Beach Bums and Desert Dialysis
Each year, more people travel abroad for critical medical treatment as well as aesthetic plastic surgery procedures. South Asia and South America remain major destinations.
Every year, millions of people return from vacation with shapelier noses, bigger butts, and tighter stomachs. They are fresh from places like Seoul, where travelers can get free “skin age” analysis in Incheon Airport, and Istanbul, where hair-transplant patients with bandaged heads are a common sight on historic thoroughfare Istiklal Street.
Yet cosmetic surgery is only the tip of the iceberg when it comes to medical tourism, a growing global economic sector in which the wealthy residents of medically impoverished countries and the impoverished residents of countries where health care is astronomically expensive are united in their pursuit of critical treatments abroad. According to the World Health Organization, the industry is already worth more than $100 billion — and it’s set to grow explosively in the coming years.
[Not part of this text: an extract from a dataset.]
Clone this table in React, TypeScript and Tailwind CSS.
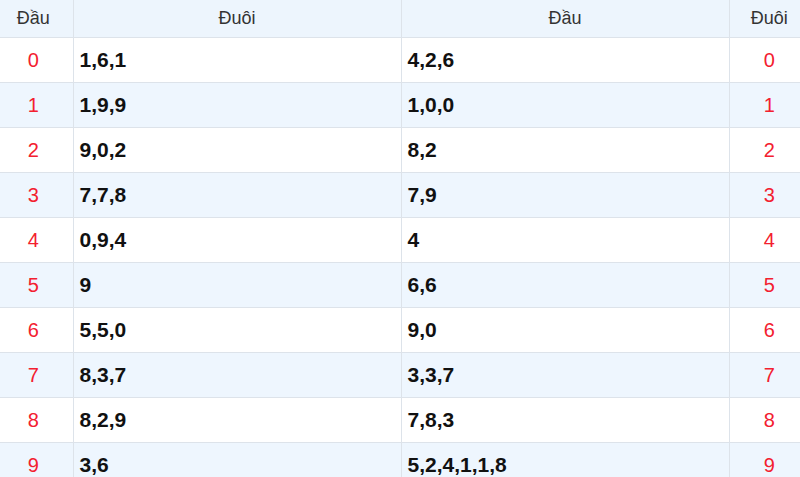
const rows = [
  ["0", "1,6,1", "4,2,6", "0"],
  ["1", "1,9,9", "1,0,0", "1"],
  ["2", "9,0,2", "8,2", "2"],
  ["3", "7,7,8", "7,9", "3"],
  ["4", "0,9,4", "4", "4"],
  ["5", "9", "6,6", "5"],
  ["6", "5,5,0", "9,0", "6"],
  ["7", "8,3,7", "3,3,7", "7"],
  ["8", "8,2,9", "7,8,3", "8"],
  ["9", "3,6", "5,2,4,1,1,8", "9"],
];

const App = () => {
  return (
    <div className="w-[800px] h-[477px] overflow-hidden bg-white font-['Liberation_Sans',Arial,sans-serif]">
      <table className="w-[800px] border-collapse table-fixed">
        <colgroup>
          <col className="w-[73px]" />
          <col className="w-[328px]" />
          <col className="w-[328px]" />
          <col className="w-[71px]" />
        </colgroup>
        <thead>
          <tr className="h-[37px] bg-[#edf5fd] text-[18px] text-[#333] border-b border-[#dde3ea]">
            <th className="pr-[6px] font-normal text-center border-r border-[#dde3ea]">Đầu</th>
            <th className="font-normal text-center border-r border-[#dde3ea]">Đuôi</th>
            <th className="font-normal text-center border-r border-[#dde3ea]">Đầu</th>
            <th className="pl-[9px] font-normal text-center">Đuôi</th>
          </tr>
        </thead>
        <tbody>
          {rows.map((r, i) => (
            <tr key={i} className={`h-[45px] border-b border-[#dde3ea] ${i % 2 === 1 ? "bg-[#eef6fe]" : "bg-white"}`}>
              <td className="pr-[6px] text-center text-[20px] text-[#f3202f] border-r border-[#dde3ea]">{r[0]}</td>
              <td className="pl-[6px] text-[21px] font-bold text-[#111] border-r border-[#dde3ea]">{r[1]}</td>
              <td className="pl-[6px] text-[21px] font-bold text-[#111] border-r border-[#dde3ea]">{r[2]}</td>
              <td className="pl-[9px] text-center text-[20px] text-[#f3202f]">{r[3]}</td>
            </tr>
          ))}
        </tbody>
      </table>
    </div>
  );
};

export default App;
Why go to the trouble of traveling when you’re already unwell? The numbers speak for themselves: a heart bypass surgery that costs $113,000 in the United States can be had for $20,000 in Singapore, $10,000 in India, and as little as $3,250 in Poland. No surprise that in 2019, an estimated 23 million people went abroad for health care — nearly half of them seeking oncological, neurological, and cardiovascular care.